There must be something missing or fundamentally wrong.

"use libpcap" is not a valid answser. I looked at their code and cannot find the difference (libpcap does not miss packets)

initialize the fd:

if ((fd = socket(PF_PACKET, SOCK_RAW, htons(ETH_P_ALL))) < 0) {
    perror("socket(PF_PACKET) failed");
    return 1;
}

memset(&ifr, 0, sizeof(ifr));
strncpy(ifr.ifr_name, iface, sizeof(ifr.ifr_name) - 1);

if (ioctl(fd, SIOCGIFINDEX, &ifr) < 0) {
    perror("ioctl(SIOCGIFINDEX) failed");
    return 1;
}

memset(&sll, 0, sizeof(sll));
sll.sll_family = AF_PACKET;
sll.sll_ifindex = ifr.ifr_ifindex;
sll.sll_protocol = htons(ETH_P_ALL);

if ((ifr.ifr_flags | IFF_UP | IFF_BROADCAST | IFF_RUNNING) != ifr.ifr_flags) {
    ifr.ifr_flags |= IFF_UP | IFF_BROADCAST | IFF_RUNNING;
    if( ioctl( fd, SIOCSIFFLAGS, &ifr ) < 0 ) {
        perror("ioctl(SIOCSIFFLAGS) failed");
        return 1;
    }
}

if (bind(fd, (struct sockaddr *) &sll, sizeof(sll)) < 0) {
    perror("bind(ETH_P_ALL) failed");
    return 1;
}

if (ioctl(fd, SIOCGIFHWADDR, &ifr) < 0)
{
    perror("ioctl(SIOCGIFHWADDR) failed");
    return 1;
}

if (ifr.ifr_hwaddr.sa_family != ARPHRD_IEEE80211 &&
        ifr.ifr_hwaddr.sa_family != ARPHRD_IEEE80211_PRISM &&
        ifr.ifr_hwaddr.sa_family != ARPHRD_IEEE80211_FULL)
{
    if (ifr.ifr_hwaddr.sa_family == 1)
        fprintf(stderr, "\nARP linktype is set to 1 (Ethernet) ");
    else
        fprintf(stderr, "\nUnsupported hardware link type %4d ",
                ifr.ifr_hwaddr.sa_family);

    fprintf(stderr, "- expected ARPHRD_IEEE80211,\nARPHRD_IEEE80211_"
            "FULL or ARPHRD_IEEE80211_PRISM instead.  Make\n"
            "sure RFMON is enabled: run 'airmon-ng start %s"
            " <#>'\nSysfs injection support was not found "
            "either.\n\n", iface);
    return 1;
}

memset(&mr, 0, sizeof(mr));
mr.mr_ifindex = sll.sll_ifindex;
mr.mr_type = PACKET_MR_PROMISC;

if (setsockopt(fd, SOL_PACKET, PACKET_ADD_MEMBERSHIP, &mr, sizeof(mr)) < 0) {
    perror("setsockop(PACKET_MR_PROMISC) failed");
    return 1;
}

read:

    while (caplen > 0) {
            if ((caplen = read(fd, p, read_size)) < 0) {
                perror("read failed");
                break;
            }
            p += caplen;
            read_size -= caplen;
        }
    }

Libpcap 1.0 and later probably also use the memory-mapped interface, but the code in the question doesn't; this might make a difference.

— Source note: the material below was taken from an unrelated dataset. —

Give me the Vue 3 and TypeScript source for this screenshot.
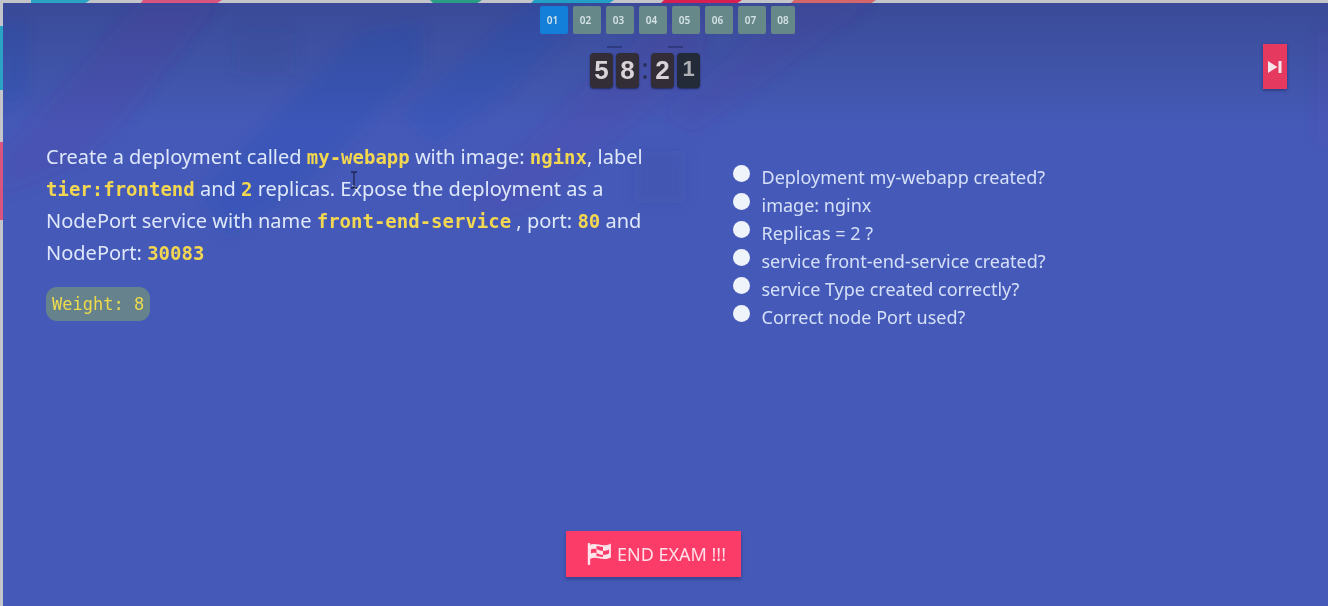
<script setup lang="ts">
import { ref } from 'vue'

interface Part {
  text: string
  code?: boolean
}

const questions: string[] = ['01', '02', '03', '04', '05', '06', '07', '08']
const current = ref('01')

const prompt: Part[] = [
  { text: 'Create a deployment called ' },
  { text: 'my-webapp', code: true },
  { text: ' with image: ' },
  { text: 'nginx', code: true },
  { text: ', label ' },
  { text: 'tier:frontend', code: true },
  { text: ' and ' },
  { text: '2', code: true },
  { text: ' replicas. Expose the deployment as a NodePort service with name ' },
  { text: 'front-end-service', code: true },
  { text: ' , port: ' },
  { text: '80', code: true },
  { text: ' and NodePort: ' },
  { text: '30083', code: true },
]

const checks: string[] = [
  'Deployment my-webapp created?',
  'image: nginx',
  'Replicas = 2 ?',
  'service front-end-service created?',
  'service Type created correctly?',
  'Correct node Port used?',
]
</script>

<template>
  <div class="page">
    <svg class="edge" aria-hidden="true">
      <path fill="#2ba3c4" d="M31 0H90L84 4H31Z" />
      <path fill="#d8557f" d="M143 0H222L216 4H140Z" />
      <path fill="#2b9c86" d="M430 0H482L476 4H434Z" />
      <path fill="#229fc5" d="M534 0H614L608 4H530Z" />
      <path fill="#d81f52" d="M664 0H742L736 4H660Z" />
      <path fill="#d4656a" d="M794 0H876L870 4H790Z" />
      <path fill="#2ba3c4" d="M0 26H4V90H0Z" />
      <path fill="#d8557f" d="M0 142H4V220H0Z" />
    </svg>

    <main class="panel">
      <svg class="streaks" aria-hidden="true">
        <defs>
          <filter id="soft" x="-20%" y="-20%" width="140%" height="140%">
            <feGaussianBlur stdDeviation="7" />
          </filter>
        </defs>
        <g filter="url(#soft)">
          <path fill="#5a2a9c" opacity=".15" d="M137 0H215L128 108Q95 150 50 170L0 190V150Z" />
          <path fill="#1747b8" opacity=".14" d="M355 30L418 20V70L340 145Q300 190 225 235L195 190Z" />
          <path fill="#1747b8" opacity=".14" d="M0 20H24V90L0 110Z" />
          <path fill="#2f3a80" opacity=".13" d="M234 30H290V72H234Z" />
          <path fill="#1747c0" opacity=".13" d="M528 0H600L490 100L430 140L400 110Z" />
          <path fill="#5a2a9c" opacity=".13" d="M640 30L700 10V60L560 180Q520 220 470 215V190Z" />
          <path fill="#5a2a9c" opacity=".12" d="M790 0H868L760 80L690 130L660 110Z" />
          <path fill="#2f3a80" opacity=".1" d="M632 148H682V200H632Z" />
          <path fill="#6a3aac" opacity=".12" d="M1314 30H1330V140H1314Z" />
        </g>
      </svg>

      <nav class="pager" aria-label="Questions">
        <button
          v-for="q in questions"
          :key="q"
          type="button"
          class="page-btn"
          :class="{ active: q === current }"
          @click="current = q"
        >{{ q }}</button>
      </nav>

      <div class="bar">
        <div class="timer" role="timer">
          <div class="pair">
            <span class="digit">5</span><span class="digit">8</span>
          </div>
          <span class="colon"><i></i><i></i></span>
          <div class="pair">
            <span class="digit">2</span><span class="digit flip">1</span>
          </div>
        </div>
        <button type="button" class="skip" aria-label="Next question">
          <svg width="14" height="12" viewBox="0 0 14 12" aria-hidden="true">
            <path fill="#f4e4ec" d="M0 0L9.500 6L0 12ZM10.500 0H13.500V12H10.500Z" />
          </svg>
        </button>
      </div>

      <div class="content">
        <section class="task">
          <p class="prompt"><template v-for="(p, i) in prompt" :key="i"><code v-if="p.code">{{ p.text }}</code><template v-else>{{ p.text }}</template></template></p>
          <span class="weight">Weight: 8</span>
        </section>
        <ul class="checks">
          <li v-for="(c, i) in checks" :key="c">
            <input :id="'check' + i" type="radio" :name="'check' + i" />
            <label :for="'check' + i">{{ c }}</label>
          </li>
        </ul>
      </div>

      <footer class="footer">
        <button type="button" class="end">
          <svg width="24" height="22" viewBox="0 0 24 22" aria-hidden="true">
            <path fill="none" stroke="#ffe3ea" stroke-width="2.400" stroke-linecap="round" d="M2 1V21" />
            <path fill="none" stroke="#ffe3ea" stroke-width="1.800" d="M3 3C9 -1 14 6 23 2V14C14 18 10 11 3 15Z" />
            <path fill="#ffe3ea" d="M3 3Q6 1 9.500 2V6Q6 5 3 7ZM16 4Q20 4 23 2V6Q20 8 16 8ZM9.500 6Q13 8 16 8V12Q13 12 9.500 10ZM3 11Q6 9 9.500 10V13.500Q6 13 3 15ZM16 12Q20 12 23 10V14Q20 16 16 16Z" />
          </svg>
          <span>END EXAM !!!</span>
        </button>
      </footer>

      <svg class="cursor" width="8" height="18" viewBox="0 0 8 18" aria-hidden="true">
        <path fill="none" stroke="#1d2550" stroke-width="1.300" d="M1 1H3L4 2L5 1H7M4 2V16M1 17H3L4 16L5 17H7" />
      </svg>
    </main>
  </div>
</template>

<style>
body {
  margin: 0;
}
</style>

<style scoped>
.page {
  position: relative;
  box-sizing: border-box;
  min-height: 100vh;
  padding: 3px 0 0 3px;
  display: flex;
  background: #c4c4cb;
  font-family: "Noto Sans", "Open Sans", sans-serif;
}
.edge {
  position: absolute;
  inset: 0;
  width: 100%;
  height: 100%;
}
.panel {
  position: relative;
  flex: 1;
  display: flex;
  flex-direction: column;
  background: linear-gradient(#3a4a98 0, #3f53a6 60px, #455ab8 124px);
}
.streaks {
  position: absolute;
  inset: 0;
  width: 100%;
  height: 100%;
}
.pager,
.bar,
.content,
.footer {
  position: relative;
}
button {
  font-family: inherit;
  border: 0;
  cursor: pointer;
}
.pager {
  display: flex;
  justify-content: center;
  gap: 5px;
  padding: 3px 0 0 4px;
}
.page-btn {
  width: 28px;
  height: 28px;
  padding: 0 3px 0 0;
  border-radius: 2px;
  background: #678889;
  color: #d5e2e6;
  font-size: 10px;
  font-weight: 600;
}
.page-btn:last-child {
  width: 24px;
  padding: 0;
}
.page-btn.active {
  background: #147fd8;
}
.bar {
  display: grid;
  grid-template-columns: 1fr auto 1fr;
  align-items: start;
  padding: 10px 41px 0 0;
}
.timer {
  grid-column: 2;
  display: flex;
  gap: 4px;
  padding-top: 9px;
}
.pair {
  position: relative;
  display: flex;
  gap: 3px;
}
.pair::before {
  content: "";
  position: absolute;
  top: -7px;
  left: 17px;
  width: 15px;
  height: 2px;
  background: #303a80;
}
.digit {
  width: 23px;
  height: 35px;
  border-radius: 4px;
  background: #322d36;
  box-shadow: 0 1px 2px #20265a;
  color: #d9d3d8;
  font: bold 26px/35px "Liberation Sans", Arial, sans-serif;
  text-align: center;
}
.flip {
  background: #242b38;
  color: #aeb0b4;
  font-size: 22px;
  line-height: 32px;
}
.colon {
  display: flex;
  flex-direction: column;
  align-items: center;
  justify-content: center;
  gap: 8px;
  width: 4px;
}
.colon i {
  width: 4px;
  height: 4px;
  border-radius: 50%;
  background: #2b3162;
}
.skip {
  justify-self: end;
  display: flex;
  align-items: center;
  justify-content: center;
  width: 24px;
  height: 45px;
  padding: 0;
  background: #e6395f;
  box-shadow: 0 1px 3px #2a3474;
}
.content {
  flex: 1;
  display: grid;
  grid-template-columns: 1fr 1fr;
  padding-top: 52px;
}
.task {
  padding: 0 10px 0 43px;
}
.prompt {
  margin: 0 0 18px;
  color: #dfe8fa;
  font-size: 20px;
  line-height: 32px;
}
code {
  color: #f3d750;
  font: bold 19px/20px "DejaVu Sans Mono", monospace;
}
.weight {
  display: inline-block;
  padding: 0 6px;
  border-radius: 11px;
  background: #65828d;
  color: #eedb4c;
  font: 17px/34px "DejaVu Sans Mono", monospace;
}
.checks {
  margin: 0;
  padding: 22px 40px 0 67px;
  list-style: none;
}
.checks li {
  display: flex;
  align-items: flex-start;
  gap: 12px;
  height: 28px;
}
.checks input {
  appearance: none;
  width: 17px;
  height: 17px;
  margin: 2px 0 0;
  border-radius: 50%;
  background: #eff3fa;
}
.checks input:checked {
  box-shadow: inset 0 0 0 4px #eff3fa;
  background: #2468d8;
}
.checks label {
  color: #d5e0f8;
  font-size: 18px;
  line-height: 28px;
}
.footer {
  display: flex;
  justify-content: center;
  padding: 0 24px 29px 0;
}
.end {
  display: flex;
  align-items: center;
  gap: 6px;
  height: 46px;
  padding: 0 15px 0 21px;
  background: #fb3b68;
  box-shadow: 0 2px 4px #323f88;
  color: #ffdfe8;
  font-size: 18px;
}
.cursor {
  position: absolute;
  left: 347px;
  top: 168px;
}
</style>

See the Documentation.networking/packet_mmap.txt file in the Linux source, but note that, at least with TPACKET_V1 and TPACKET_V2, all the slots in the memory-mapped buffer have to be big enough to hold the largest possible packet from the.network adapter (which could be larger than you think if, for example, the packet has an additional header such as a radiotap metadata header for 802.11 or if the adapter is doing TCP segmentation or reassembly).

Also make sure you're providing as large a socket buffer (or memory-mapped ring buffer) as libpcap is using.